Peace-seeking in Kashmir

The Centre seems to have changed tack on Kashmir. From confrontation it is now seeking conciliation and consultation with a view to reaching a possible consensus. The appointment of a former Director of Intelligence Bureau, Dineshwar Sharma, as the Centre’s interlocutor with all stakeholders including, according to Home Minister Rajnath Singh, the separatist All Parties Hurriyat Conference, a conglomerate of 26 political and religious bodies which champions Kashmiri separatism, is indicative of this. Congress leader P. Chidamabaram has called the decision an admission on the part of the Centre of the failure of its ‘muscular’ approach to the Kashmir problem.
Any initiative at restoring normalcy in Kashmir and arriving at a lasting solution of the problem that has dogged India since the dawn of independence is welcome. If the Centre is taking a fresh initiative in this direction it should be wholeheartedly welcomed. Significantly, Rajnath Singh has said that it has been left to the interlocutor to decide with whom he should engage.
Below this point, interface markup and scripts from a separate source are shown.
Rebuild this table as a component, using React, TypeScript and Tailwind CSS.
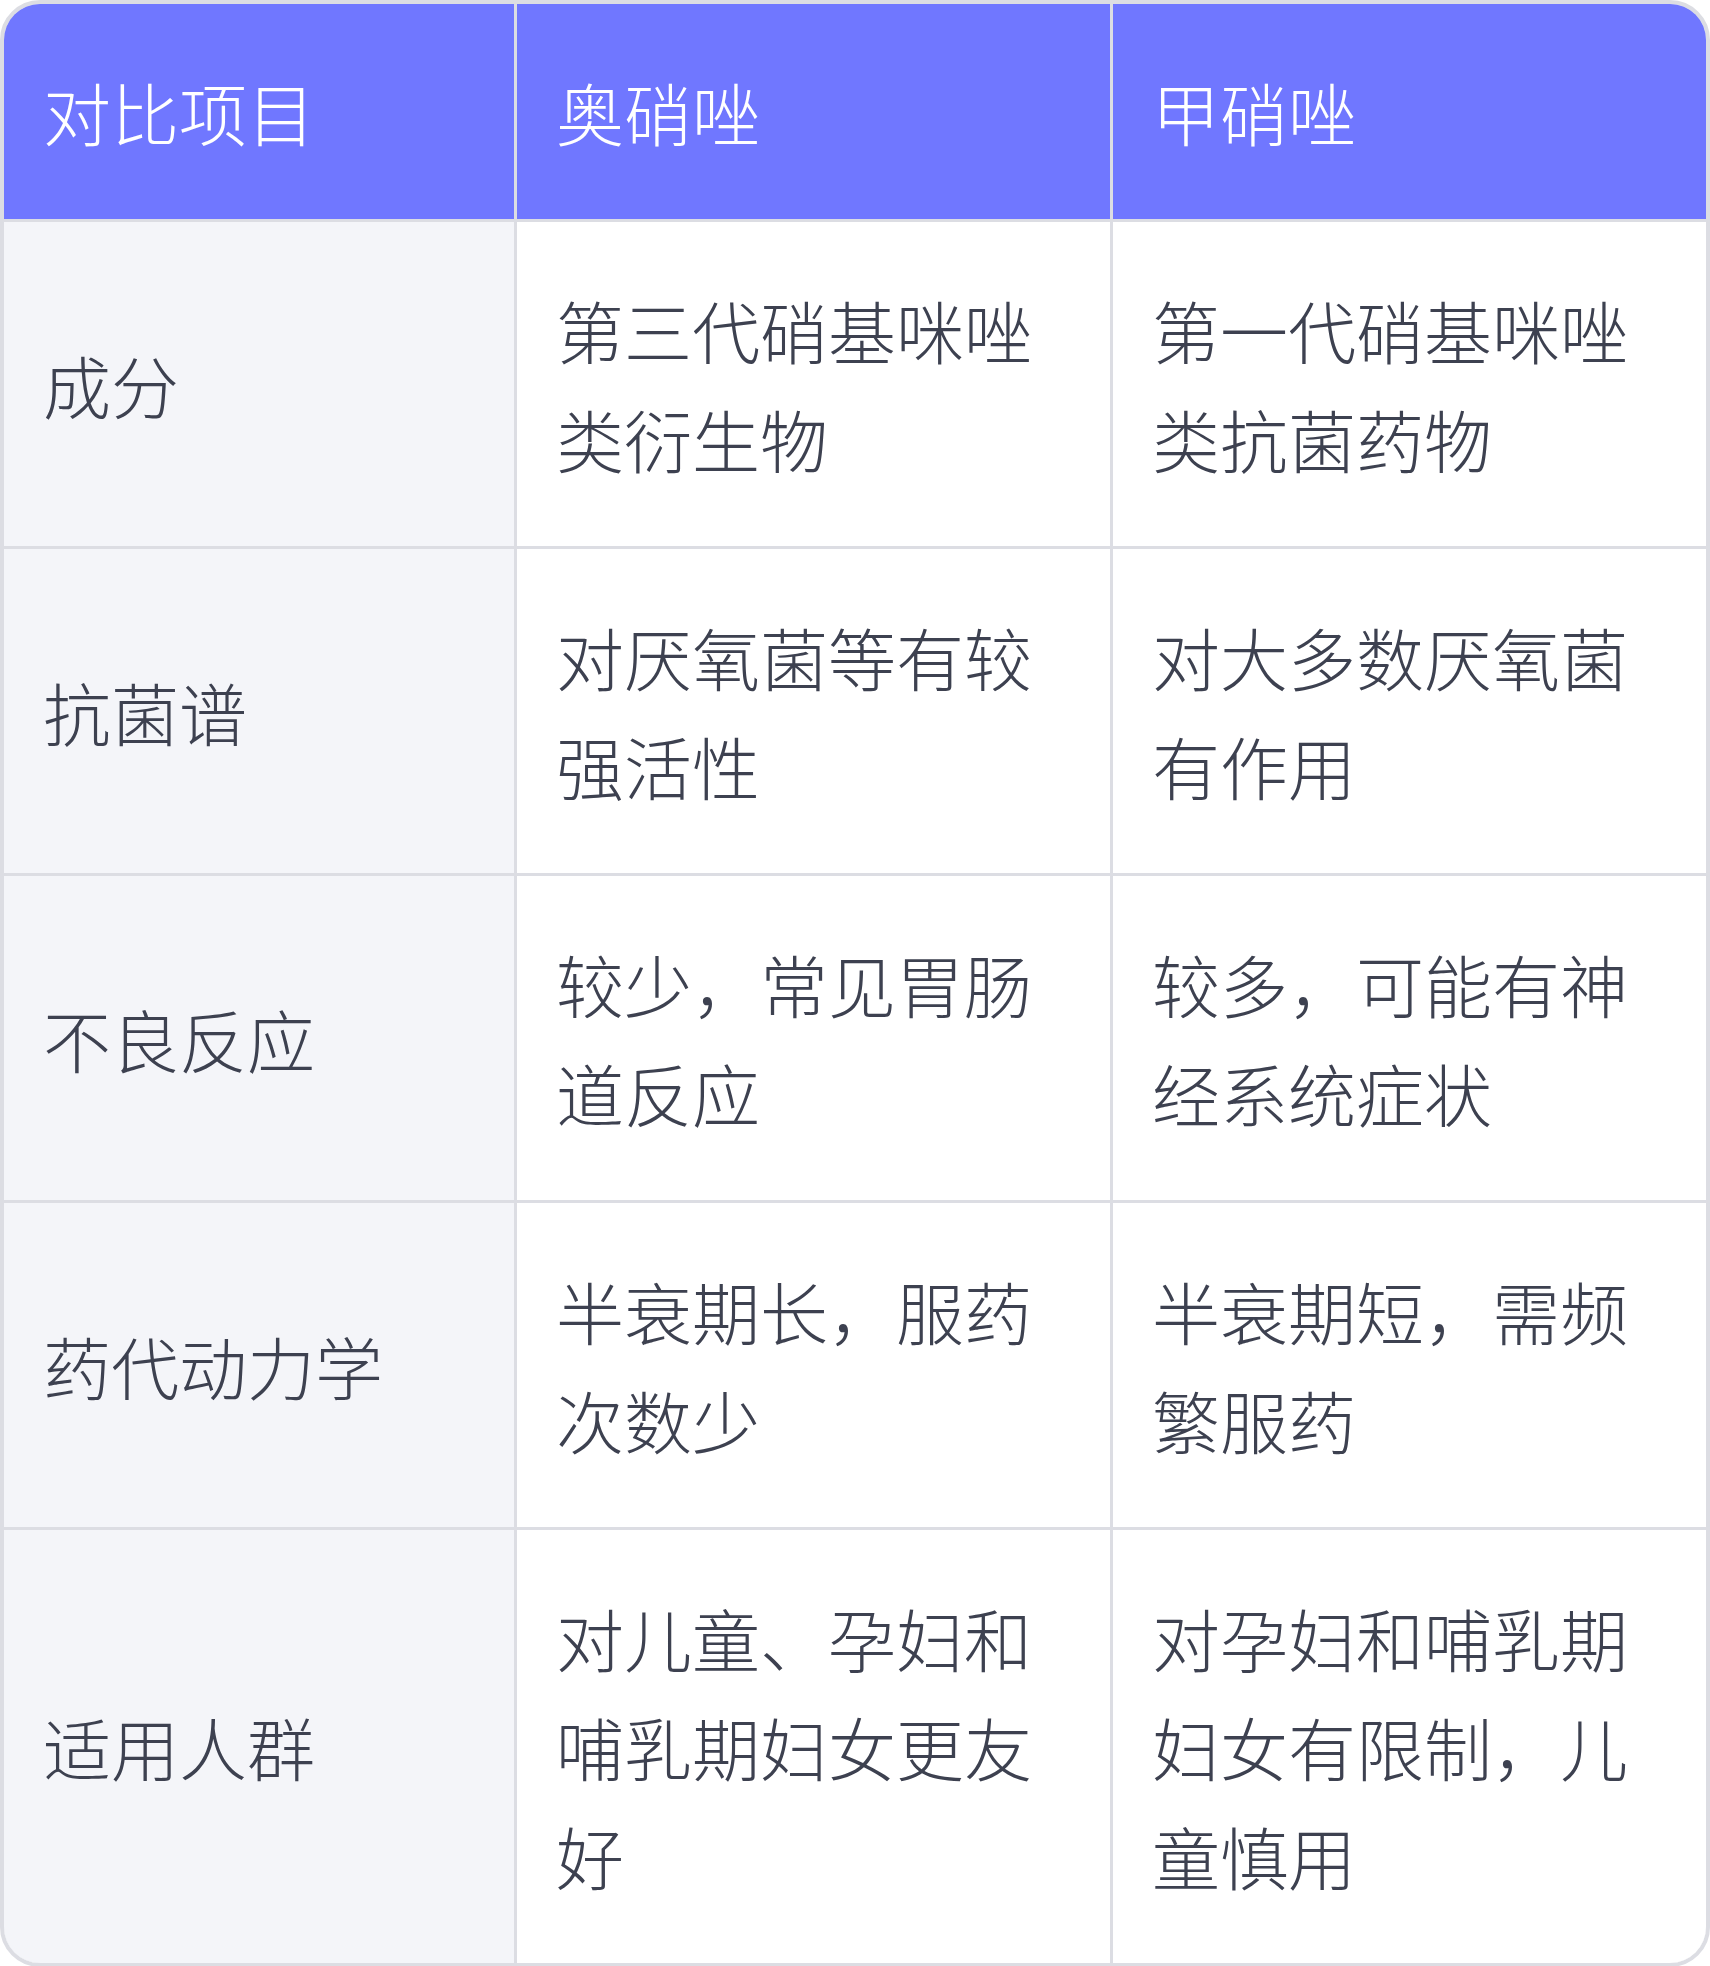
import React from "react";

type Row = {
  item: string;
  ornidazole: string;
  metronidazole: string;
};

const rows: Row[] = [
  { item: "成分", ornidazole: "第三代硝基咪唑类衍生物", metronidazole: "第一代硝基咪唑类抗菌药物" },
  { item: "抗菌谱", ornidazole: "对厌氧菌等有较强活性", metronidazole: "对大多数厌氧菌有作用" },
  { item: "不良反应", ornidazole: "较少，常见胃肠道反应", metronidazole: "较多，可能有神经系统症状" },
  { item: "药代动力学", ornidazole: "半衰期长，服药次数少", metronidazole: "半衰期短，需频繁服药" },
  {
    item: "适用人群",
    ornidazole: "对儿童、孕妇和哺乳期妇女更友好",
    metronidazole: "对孕妇和哺乳期妇女有限制，儿童慎用",
  },
];

const font = {
  fontFamily: '"Noto Sans CJK SC", "Noto Sans", sans-serif',
};

const Cell = ({ children, head, first }: { children: React.ReactNode; head?: boolean; first?: boolean }) => (
  <div
    className={`flex items-center px-[39px] py-[53px] text-[68px] leading-[109px] font-extralight ${
      head ? "bg-[#7077ff] text-white" : first ? "bg-[#f4f5f9] text-[#3d4150]" : "bg-white text-[#3d4150]"
    }`}
  >
    <span>{children}</span>
  </div>
);

export default function App() {
  return (
    <div className="w-[1710px] bg-white" style={font}>
      <div className="border-4 border-[#dcdde3] rounded-[40px] overflow-hidden">
        <div className="grid grid-cols-[510px_1fr_1fr] gap-[3px] bg-[#dcdde3]">
          <Cell head>对比项目</Cell>
          <Cell head>奥硝唑</Cell>
          <Cell head>甲硝唑</Cell>
          {rows.map((r) => (
            <React.Fragment key={r.item}>
              <Cell first>{r.item}</Cell>
              <Cell>{r.ornidazole}</Cell>
              <Cell>{r.metronidazole}</Cell>
            </React.Fragment>
          ))}
        </div>
      </div>
    </div>
  );
}
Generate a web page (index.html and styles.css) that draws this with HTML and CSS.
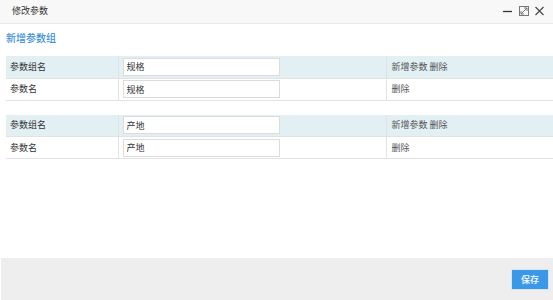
FILE: index.html
```html
<!DOCTYPE html>
<html lang="zh-CN">
<head>
  <meta charset="UTF-8">
  <title>修改参数</title>
  <link rel="stylesheet" href="styles.css">
</head>
<body>
  <div class="dialog">
    <div class="dialog-head">
      <span class="dialog-title">修改参数</span>
      <div class="dialog-tools">
        <svg class="tool" width="10" height="10" viewBox="0 0 10 10"><path d="M0 5.5h9" stroke="#333" stroke-width="1.3"/></svg>
        <svg class="tool" width="10" height="10" viewBox="0 0 10 10"><rect x="0.5" y="0.5" width="9" height="9" fill="none" stroke="#777"/><path d="M2 8L8 2M5 2h3v3M2 5v3h3" fill="none" stroke="#777"/></svg>
        <svg class="tool" width="9" height="10" viewBox="0 0 9 10"><path d="M0.5 1l8 8M8.5 1l-8 8" stroke="#444" stroke-width="1.1"/></svg>
      </div>
    </div>

    <div class="dialog-body">
      <a class="add-group" href="#">新增参数组</a>

      <table class="param-table">
        <tr class="group-row">
          <td class="col-label">参数组名</td>
          <td class="col-input"><input type="text" value="规格"></td>
          <td class="col-action">新增参数 删除</td>
        </tr>
        <tr>
          <td class="col-label">参数名</td>
          <td class="col-input"><input type="text" value="规格"></td>
          <td class="col-action">删除</td>
        </tr>
      </table>

      <table class="param-table">
        <tr class="group-row">
          <td class="col-label">参数组名</td>
          <td class="col-input"><input type="text" value="产地"></td>
          <td class="col-action">新增参数 删除</td>
        </tr>
        <tr>
          <td class="col-label">参数名</td>
          <td class="col-input"><input type="text" value="产地"></td>
          <td class="col-action">删除</td>
        </tr>
      </table>
    </div>

    <div class="dialog-foot">
      <button class="btn-save">保存</button>
    </div>
  </div>
</body>
</html>
```

FILE: styles.css
```css
* {
  margin: 0;
  padding: 0;
  box-sizing: border-box;
}

body {
  font-family: "Noto Sans CJK SC", "Liberation Sans", sans-serif;
  font-size: 9px;
  color: #333;
  background-color: #fff;
}

.dialog {
  width: 553px;
  height: 300px;
  display: flex;
  flex-direction: column;
  overflow: hidden;
}

/* Header */
.dialog-head {
  height: 24px;
  flex-shrink: 0;
  display: flex;
  align-items: center;
  justify-content: space-between;
  padding: 0 9px 0 12px;
  background-color: #f8f8f8;
  border-bottom: 1px solid #e8e8e8;
}

.dialog-title {
  font-size: 9px;
  color: #333;
  margin-top: -3px;
}

.dialog-tools {
  display: flex;
  gap: 6px;
  margin-top: -2px;
}

.tool {
  display: block;
}

/* Body */
.dialog-body {
  padding: 6px 0 0 6px;
}

.add-group {
  display: block;
  color: #3d8fd9;
  font-size: 10px;
  font-weight: 500;
  text-decoration: none;
  line-height: 15px;
  margin-bottom: 11px;
}

.param-table {
  width: 547px;
  border-collapse: collapse;
  table-layout: fixed;
  margin-bottom: 14px;
}

.param-table td {
  height: 22px;
  border-bottom: 1px solid #e2e2e2;
  vertical-align: middle;
  line-height: 12px;
}

.param-table .group-row td {
  background-color: #e2f0f3;
}

.col-label {
  width: 112px;
  padding-left: 4px;
  border-right: 1px solid #e2e2e2;
}

.col-input {
  width: 268px;
  padding-left: 4px;
  border-right: 1px solid #e2e2e2;
}

.col-action {
  padding-left: 5px;
  color: #555;
}

.col-input input {
  display: block;
  width: 157px;
  height: 18px;
  border: 1px solid #dcdcdc;
  background-color: #fff;
  padding-left: 3px;
  font-family: inherit;
  font-size: 9px;
  color: #333;
}

/* Footer */
.dialog-foot {
  margin-top: auto;
  margin-left: 1px;
  height: 42px;
  flex-shrink: 0;
  display: flex;
  align-items: center;
  justify-content: flex-end;
  padding-right: 4px;
  background-color: #eeeeee;
}

.btn-save {
  width: 38px;
  height: 21px;
  border: 1px solid #d8e6f3;
  background-color: #3b97e8;
  color: #fff;
  font-family: inherit;
  font-size: 9px;
  font-weight: 500;
  margin-top: 1px;
}
```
Which means that the interlocutor would be guided by the Centre’s briefing which may have already been given to him. The negotiations will have to be conducted with skill, patience, perseverance and a spirit of understanding and accommodating the sentiments of the people of Kashmir within the framework of our federal Constitution. Insisting on the abolition of Articles 370 and 35A of the Constitution will only throw a spanner in the negotiations.
At the same time that the initiative for talks was announced, the National Investigation Agency (NIA) arrested Syed Shahid Yusuf, son of the Hizb-ul-Mujahideen leader Syed Salahuddin, in a 2011 terror-funding case. The timing of the arrest raises some questions about the Centre’s idea of the scope of the talks and the organizations that it intends to engage with. It has by now been established that no solution of the Kashmir problem can be arrived at without engaging with those bodies which are called ‘separatist’.  The mishandling of the Kashmir issue by successive governments – at the Centre and in J. & K. -- has created a situation in which those advocating separation of Kashmir from India have won over some sections of the people to their way of thinking. It will be unwise not to recognize this reality. The sort of disturbances that swept the Kashmir Valley in the wake of Burhan Wani’s death in an encounter with the security forces in July last year underlines the need for talks with everyone, including extremist bodies like the Hizb.